Книга: Синдром гения
Назад: Уныние, скука, восторг (Из книги П. Валери «Об искусстве». Перевод с французского В. Козового, С. Ромова, А. Эфроса)
Дальше: Примечания

Рассказ гения о себе самом

(Из книги С. Дали «Тайная жизнь Сальвадора Дали, рассказанная им самим». Перевод с французского Н. Малиновской)

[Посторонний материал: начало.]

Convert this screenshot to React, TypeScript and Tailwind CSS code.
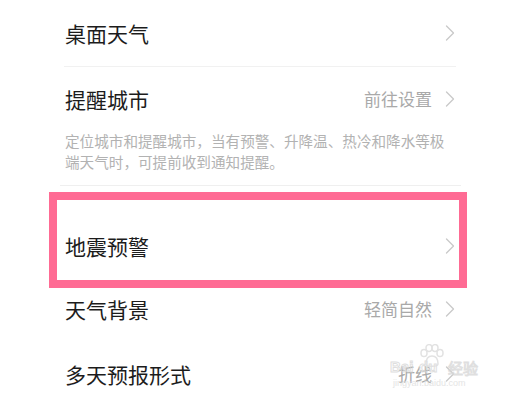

…Моя юность была временем, когда я сознательно углублял все мифы, странности, дарования и черты гениальности, лишь слегка намеченные в детстве. Я не хотел ни в чем ни исправляться, ни меняться. Больше того, я был одержим желанием любой ценой заставить себя любить. Моя личность, самоутверждаясь с неистовой силой, уже не довольствовалась примитивным самолюбием, а устремилась к антисоциальным и анархистским наклонностям. Ребенок-король стал анархистом! Из принципа я был против всего. С малых лет я безотчетно делал все, чтобы «отличаться от других». В юности я делал то же, но нарочно. Стоило сказать «нет» – я отвечал «да», лишь бы передо мной почтительно склонялись, а я смотрел свысока. Необходимость постоянно чувствовать себя то таким, то эдаким заставляла меня плакать от бешенства. Я неустанно повторял себе: «Я сам по себе!», «Я сам по себе!». Под сенью знамени, на котором были впечатаны эти слова, стеной огораживающие крепость моего внутреннего мира, я считал, что буду неуязвимо одинок до самой старости…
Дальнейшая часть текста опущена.